Il se ravisera devant la résistance du clergé local, dont le patriarche et la plupart des évêques se réfugient à Nicée, et toutes les tentatives de conciliation échoueront. Car deux aires de langues, de cultures et de légitimité s’affrontent ici. Les Grecs se veulent les héritiers de la grande tradition orthodoxe et n’entendent pas se laisser impressionner par le poids de la papauté. Dépositaire de la foi en Jésus-Christ, l’Orient est la patrie des premiers moines (Antoine, Macaire), les « Pères du désert », des premiers grands théologiens comme Basile de Césarée, Grégoire de Nazianze ou Jean Chrysostome, des premiers conciles - Constantinople, Nicée, Ephèse, Chalcédoine -, qui ont défini les principaux dogmes de la foi chrétienne. Grâce à Byzance, l’Eglise s’est étendue à l’Asie mineure, aux Balkans, à l’Europe slave. Un patrimoine considérable dont s’enorgueillissent toujours les Eglises d’Orient.

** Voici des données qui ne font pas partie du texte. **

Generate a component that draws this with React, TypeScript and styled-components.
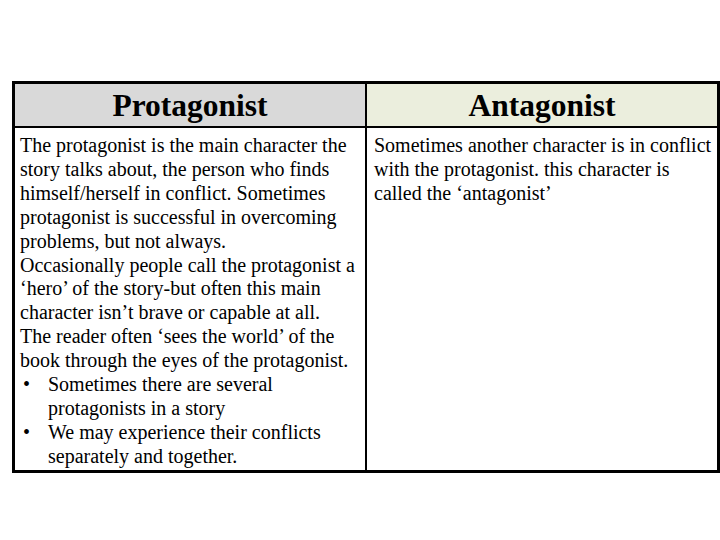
import React from "react";
import styled, { createGlobalStyle } from "styled-components";

const Global = createGlobalStyle`
  html, body { margin: 0; padding: 0; background: #ffffff; }
  body { font-family: "Liberation Serif", "Times New Roman", serif; color: #000; }
`;

const Page = styled.div`
  width: 720px;
  height: 540px;
  padding-top: 81px;
  padding-left: 12px;
  box-sizing: border-box;
  overflow: hidden;
`;

const Table = styled.div`
  width: 708px;
  box-sizing: border-box;
  border: 3px solid #000;
  display: grid;
  grid-template-columns: 350px 352px;
  grid-template-rows: 44px 342px;
`;

const HeadCell = styled.div<{ $bg: string; $divider?: boolean }>`
  background: ${(p) => p.$bg};
  border-bottom: 2px solid #000;
  border-left: ${(p) => (p.$divider ? "2px solid #000" : "none")};
  box-sizing: border-box;
  display: flex;
  align-items: center;
  justify-content: center;
  padding-top: 1px;
  font-weight: bold;
  font-size: 31.5px;
  line-height: 42px;
`;

const BodyCell = styled.div<{ $divider?: boolean; $pl: number }>`
  border-left: ${(p) => (p.$divider ? "2px solid #000" : "none")};
  box-sizing: border-box;
  padding: 6px 0 0 ${(p) => p.$pl}px;
  font-size: 20px;
  line-height: 23.9px;
  white-space: nowrap;
`;

const Bullets = styled.ul`
  list-style: none;
  margin: 0;
  padding: 0;
`;

const BulletItem = styled.li`
  position: relative;
  padding-left: 28px;
  &::before {
    content: "•";
    position: absolute;
    left: 3px;
    top: 0;
  }
`;

export default function App() {
  return (
    <>
      <Global />
      <Page>
        <Table>
          <HeadCell $bg="#d9d9d9">Protagonist</HeadCell>
          <HeadCell $bg="#ebeedd" $divider>
            Antagonist
          </HeadCell>
          <BodyCell $pl={5}>
            The protagonist is the main character the
            <br />
            story talks about, the person who finds
            <br />
            himself/herself in conflict. Sometimes
            <br />
            protagonist is successful in overcoming
            <br />
            problems, but not always.
            <br />
            Occasionally people call the protagonist a
            <br />
            ‘hero’ of the story-but often this main
            <br />
            character isn’t brave or capable at all.
            <br />
            The reader often ‘sees the world’ of the
            <br />
            book through the eyes of the protagonist.
            <Bullets>
              <BulletItem>
                Sometimes there are several
                <br />
                protagonists in a story
              </BulletItem>
              <BulletItem>
                We may experience their conflicts
                <br />
                separately and together.
              </BulletItem>
            </Bullets>
          </BodyCell>
          <BodyCell $pl={7} $divider>
            Sometimes another character is in conflict
            <br />
            with the protagonist. this character is
            <br />
            called the ‘antagonist’
          </BodyCell>
        </Table>
      </Page>
    </>
  );
}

Pour les Grecs, les Latins sont des brutes sans culture. L’Occident n’a-t-il pas été submergé par les barbares dès le Ve siècle, alors que Constantinople résistait et continuait l’Empire romain, que ses écoles et sa culture prolongeaient celles de l’Antiquité. Byzance a toujours été soucieuse de la culture de ses laïcs et de ses fonctionnaires impériaux, tous lettrés. L’Orient ne connut jamais, écrira le théologien français Yves Congar, « les accroissements de la puissance ecclésiastique, ni l’âpre critique laïque et l’anticléricalisme qui naîtront en Occident ».

De leur côté, les Latins se méfient de la subtilité des Grecs qu’ils prennent pour de la perfidie. La prétention théocratique de la papauté est à son zénith avec le pape Grégoire VII, au XIe siècle. Non contents de revendiquer la « primauté » justifiée, selon eux, par la présence à Rome des tombeaux des apôtres Pierre et Paul, les papes réclament la soumission de l’Orient, sans respect des différences culturelles et rituelles léguées par le temps. Leur conception autoritaire et pyramidale du pouvoir se heurte à la collégialité qui prévaut dans la chrétienté grecque.

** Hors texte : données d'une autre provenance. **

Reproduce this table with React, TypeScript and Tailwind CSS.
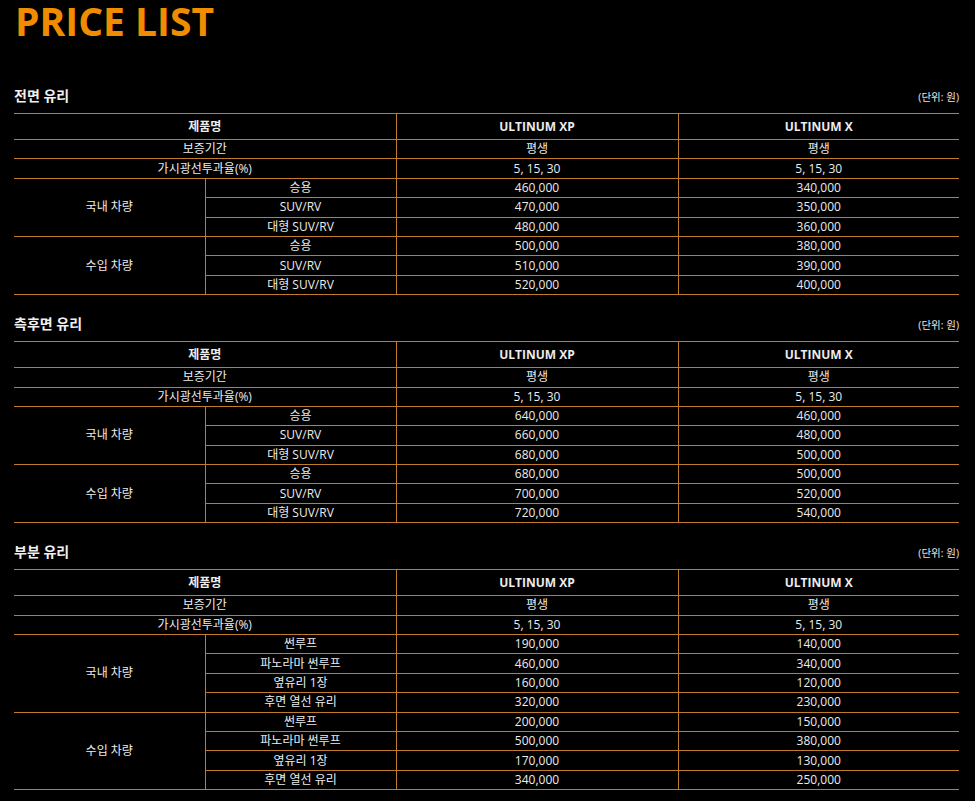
import React from 'react'

type Row = [string, string, string]

interface Section {
   title: string
   domestic: Row[]
   imported: Row[]
}

const sections: Section[] = [
   {
      title: '전면 유리',
      domestic: [
         ['승용', '460,000', '340,000'],
         ['SUV/RV', '470,000', '350,000'],
         ['대형 SUV/RV', '480,000', '360,000'],
      ],
      imported: [
         ['승용', '500,000', '380,000'],
         ['SUV/RV', '510,000', '390,000'],
         ['대형 SUV/RV', '520,000', '400,000'],
      ],
   },
   {
      title: '측후면 유리',
      domestic: [
         ['승용', '640,000', '460,000'],
         ['SUV/RV', '660,000', '480,000'],
         ['대형 SUV/RV', '680,000', '500,000'],
      ],
      imported: [
         ['승용', '680,000', '500,000'],
         ['SUV/RV', '700,000', '520,000'],
         ['대형 SUV/RV', '720,000', '540,000'],
      ],
   },
   {
      title: '부분 유리',
      domestic: [
         ['썬루프', '190,000', '140,000'],
         ['파노라마 썬루프', '460,000', '340,000'],
         ['옆유리 1장', '160,000', '120,000'],
         ['후면 열선 유리', '320,000', '230,000'],
      ],
      imported: [
         ['썬루프', '200,000', '150,000'],
         ['파노라마 썬루프', '500,000', '380,000'],
         ['옆유리 1장', '170,000', '130,000'],
         ['후면 열선 유리', '340,000', '250,000'],
      ],
   },
]

const cell = 'border-b border-[#c27b2a] text-center align-middle p-0'
const cellL = 'border-b border-l border-[#c27b2a] text-center align-middle p-0'

const GroupRows = ({ label, rows }: { label: string; rows: Row[] }) => (
   <>
      {rows.map((r, i) => (
         <tr key={i} className="h-[19.4px]">
            {i === 0 && (
               <td rowSpan={rows.length} className={cell}>
                  {label}
               </td>
            )}
            <td className={cellL}>{r[0]}</td>
            <td className={cellL}>{r[1]}</td>
            <td className={cellL}>{r[2]}</td>
         </tr>
      ))}
   </>
)

const PriceTable = ({ section, first }: { section: Section; first?: boolean }) => (
   <div className={first ? 'mt-[45px]' : 'mt-[19px]'}>
      <div className="flex items-center justify-between h-[20px] mb-[7px]">
         <h2 className="text-[14px] font-bold text-[#f0f0f0] leading-none">{section.title}</h2>
         <span className="text-[10.5px] text-[#e6e6e6] leading-none pt-[2px]">(단위: 원)</span>
      </div>
      <table className="w-full table-fixed border-collapse border-t border-[#c27b2a] text-[12px] leading-none text-[#ececec]">
         <colgroup>
            <col className="w-[191px]" />
            <col className="w-[191px]" />
            <col className="w-[282px]" />
            <col />
         </colgroup>
         <tbody>
            <tr className="h-[26px] font-bold">
               <td colSpan={2} className={cell}>
                  제품명
               </td>
               <td className={cellL}>ULTINUM XP</td>
               <td className={cellL}>ULTINUM X</td>
            </tr>
            <tr className="h-[19.4px]">
               <td colSpan={2} className={cell}>
                  보증기간
               </td>
               <td className={cellL}>평생</td>
               <td className={cellL}>평생</td>
            </tr>
            <tr className="h-[19.4px]">
               <td colSpan={2} className={cell}>
                  가시광선투과율(%)
               </td>
               <td className={cellL}>5, 15, 30</td>
               <td className={cellL}>5, 15, 30</td>
            </tr>
            <GroupRows label="국내 차량" rows={section.domestic} />
            <GroupRows label="수입 차량" rows={section.imported} />
         </tbody>
      </table>
   </div>
)

export default function App() {
   return (
      <div className="min-h-screen bg-black font-['Open_Sans','Noto_Sans_CJK_KR',sans-serif]">
         <div className="w-[945px] ml-[14px] pt-[1px] pb-[12px]">
            <h1 className="text-[39px] font-bold leading-[40px] text-[#f08c00] pl-[1px]">PRICE LIST</h1>
            {sections.map((s, i) => (
               <PriceTable key={i} section={s} first={i === 0} />
            ))}
         </div>
      </div>
   )
}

Après les turbulences du premier millénaire - désaccords sur les icônes ou la « procession » du Saint-Esprit (le « filioque ») -, le divorce éclate le 16 juillet 1054, quand l’impétueux cardinal Humbert de Moyenmoutier, légat du pape, dépose avec éclat, sur l’autel de Sainte-Sophie, la bulle d’excommunication de Michel Cérulaire, patriarche de Constantinople. En toute hâte, celui-ci convoque un concile et excommunie à son tour les Latins, auteurs de cette « charte impie ». Depuis, les Byzantins passent pour des rebelles schismatiques, mais, jusqu’au sac de Constantinople, la violence verbale et la suspicion chronique ne constituaient pas des motifs de rupture définitive.

La mise à sac de 1204 servira d’exutoire à cette haine accumulée depuis des siècles. Quand la ville sera reprise par les Grecs, soixante ans plus tard, le récit des assauts féroces des Vénitiens, des Génois, des Francs, des Catalans va se répandre dans tout l’Orient balkanique, slave ou arabe et frapper jusqu’à aujourd’hui la mémoire collective. Chez les Grecs, le mot catalan a encore le sens de « croquemitaine ».

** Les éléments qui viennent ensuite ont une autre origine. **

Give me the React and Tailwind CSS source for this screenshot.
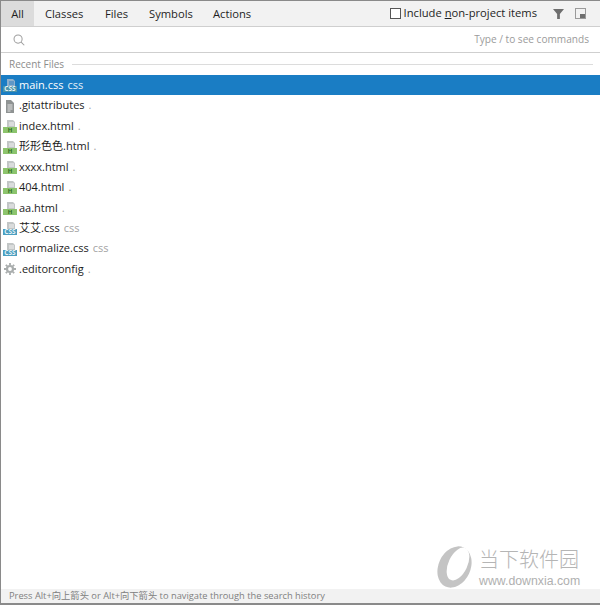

Avec des génies comme Thomas d’Aquin, François d’Assise, Dante et Giotto, avec ses universités et ses cathédrales, le XIIIe siècle chrétien fut l’un des plus grands. Mais il fut aussi celui du sac de Byzance et d’une colonisation latine qui, même de courte durée, ressembla à un cataclysme. Contemporain de ce désastre, Nicetias Choniatès comparait ainsi les colonisations latine et islamique : « Eux du moins (les musulmans) ne violaient pas nos femmes, ne réduisaient pas nos habitants à la misère, ne les dépouillaient pas pour les promener nus à travers les rues, ne les faisaient pas périr par la faim et par le feu... Voilà pourtant comment nous ont traités ces peuples latins qui se croisaient au nom du Seigneur. Byzance, cité qui fut la splendeur de toutes les cités et la lumière du monde, mère des Eglises, maîtresse de l’orthodoxie, siège des sciences, tu as bu la coupe de la colère » (in L’Essor du christianisme oriental, d’Olivier Clément).

Faudra-t-il s’étonner d’entendre les chrétiens grecs, bulgares, serbes, libanais ou syriens - qui seront soumis pendant cinq siècles au joug ottoman - dire qu’ils ont toujours préféré le « turban turc » au « chapeau latin » ? Le coup porté en 1204 à l’orthodoxie byzantine a détruit ce lieu même de culture et de science qui avait protégé la civilisation chrétienne de l’islam. Il a créé ce vide de pouvoir qui permit aux nations balkaniques de suivre leur propre voie et les condamna à tomber, une par une, aux mains des conquérants ottomans. La dévastation eut un autre effet, toujours actuel, en Grèce, en Serbie, en Europe de l’Est, en Russie, jusqu’au Proche-Orient : la tentation de s’abriter derrière la tradition contemplative et liturgique de l’orthodoxie, à voir derrière toute initiative romaine un risque de prosélytisme, à se replier dans des Eglises qui servent de refuge aux identités nationales. Pour le meilleur et souvent pour le pire.